Prof M.I.G. Bloor
Dr J.M. Brown
Mr D.R. Clother
Dr M.J. Wilson
| The PRIDE Project |
A novel method for the design of surfaces for computer-aided design (CAD) has been developed. The approach regards surfaces as solutions to partial differential equations (PDEs), in particular elliptic PDEs, and creates a surface as a solution to an appropriately chosen boundary-value problem. The method defines a surface in terms of data distributed around its edges, i.e. along its boundary curves.
The major difficulty in the analysis inherent in the design of engineering surfaces is being able to represent them by a method which involves few design parameters and which allows easy manipulation in a predictable way. It has been demonstrated how the PDE Method can describe the surfaces of complicated objects, such as cylinder heads for internal combustion engines, ship hulls, and marine propellers. NASA has funded research to investigate the way in which the PDE method can be used to efficiently parametrise aircraft geometries, in particular the double-delta geometry characteristic of a high-speed civil transport.

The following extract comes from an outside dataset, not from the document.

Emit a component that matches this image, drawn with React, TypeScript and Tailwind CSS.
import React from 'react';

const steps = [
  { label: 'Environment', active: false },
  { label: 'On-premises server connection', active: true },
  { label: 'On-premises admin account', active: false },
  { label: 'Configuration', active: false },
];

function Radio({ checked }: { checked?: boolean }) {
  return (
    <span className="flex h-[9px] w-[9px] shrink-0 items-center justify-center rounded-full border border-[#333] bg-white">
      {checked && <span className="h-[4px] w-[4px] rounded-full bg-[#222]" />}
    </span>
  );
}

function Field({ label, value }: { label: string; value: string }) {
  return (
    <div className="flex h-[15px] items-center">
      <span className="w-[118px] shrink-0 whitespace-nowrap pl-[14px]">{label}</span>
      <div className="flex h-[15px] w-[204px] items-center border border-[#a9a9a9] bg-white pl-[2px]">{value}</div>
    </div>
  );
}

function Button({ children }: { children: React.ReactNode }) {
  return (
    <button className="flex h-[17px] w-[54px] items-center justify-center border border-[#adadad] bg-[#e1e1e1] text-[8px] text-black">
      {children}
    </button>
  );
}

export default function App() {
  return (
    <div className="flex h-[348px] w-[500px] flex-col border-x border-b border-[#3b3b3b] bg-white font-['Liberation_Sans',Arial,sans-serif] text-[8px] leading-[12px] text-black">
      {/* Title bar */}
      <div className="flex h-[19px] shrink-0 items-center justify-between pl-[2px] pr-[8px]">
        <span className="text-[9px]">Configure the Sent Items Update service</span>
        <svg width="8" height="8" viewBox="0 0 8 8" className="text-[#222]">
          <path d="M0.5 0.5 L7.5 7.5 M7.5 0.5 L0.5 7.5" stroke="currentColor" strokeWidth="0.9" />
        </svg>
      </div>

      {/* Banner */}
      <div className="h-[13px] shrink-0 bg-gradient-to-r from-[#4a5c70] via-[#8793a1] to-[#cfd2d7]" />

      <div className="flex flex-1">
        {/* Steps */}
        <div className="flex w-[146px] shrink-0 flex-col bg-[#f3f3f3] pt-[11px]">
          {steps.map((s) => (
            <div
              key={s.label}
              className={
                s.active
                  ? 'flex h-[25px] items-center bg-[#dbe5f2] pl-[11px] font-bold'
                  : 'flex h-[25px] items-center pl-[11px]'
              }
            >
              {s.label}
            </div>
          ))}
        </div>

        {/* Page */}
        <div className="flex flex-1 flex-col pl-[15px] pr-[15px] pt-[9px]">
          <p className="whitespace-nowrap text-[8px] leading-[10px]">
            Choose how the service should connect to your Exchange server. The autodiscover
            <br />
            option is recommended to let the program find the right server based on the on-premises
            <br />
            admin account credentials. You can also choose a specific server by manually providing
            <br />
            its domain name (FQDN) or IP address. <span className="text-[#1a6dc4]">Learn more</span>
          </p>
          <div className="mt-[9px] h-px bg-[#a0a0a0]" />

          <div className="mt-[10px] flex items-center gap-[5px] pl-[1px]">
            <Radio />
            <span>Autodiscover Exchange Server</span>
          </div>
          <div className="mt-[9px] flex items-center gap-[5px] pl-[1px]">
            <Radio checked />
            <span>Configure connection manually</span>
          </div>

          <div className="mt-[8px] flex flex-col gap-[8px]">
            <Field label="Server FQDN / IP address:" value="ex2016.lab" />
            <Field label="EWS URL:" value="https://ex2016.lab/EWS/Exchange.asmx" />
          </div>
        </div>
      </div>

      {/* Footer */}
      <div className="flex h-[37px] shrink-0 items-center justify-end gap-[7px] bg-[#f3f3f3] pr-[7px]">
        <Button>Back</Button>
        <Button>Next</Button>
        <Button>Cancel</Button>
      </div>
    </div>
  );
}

Much of our research has been concerned with bridging the gap between design and analysis, with an emphasis on the efficient parametrisation of shape. Owing to its boundary-value approach, the method can define complicated surfaces in terms of a small parameter set, which makes optimisation of these surfaces computationally feasible. One of the most important aspects of the work is its use for automatic design for function. The aim of this part of the research is to develop a methodology whereby an initial design, parametrised by the PDE method, can automatically be optimised against suitable functional criteria, subject to constraints specified by the designer in order to ensure a sensible final design. Problems so far considered have included objects designed for their heat transfer, strength, hydrodynamic, or aerodynamic performance.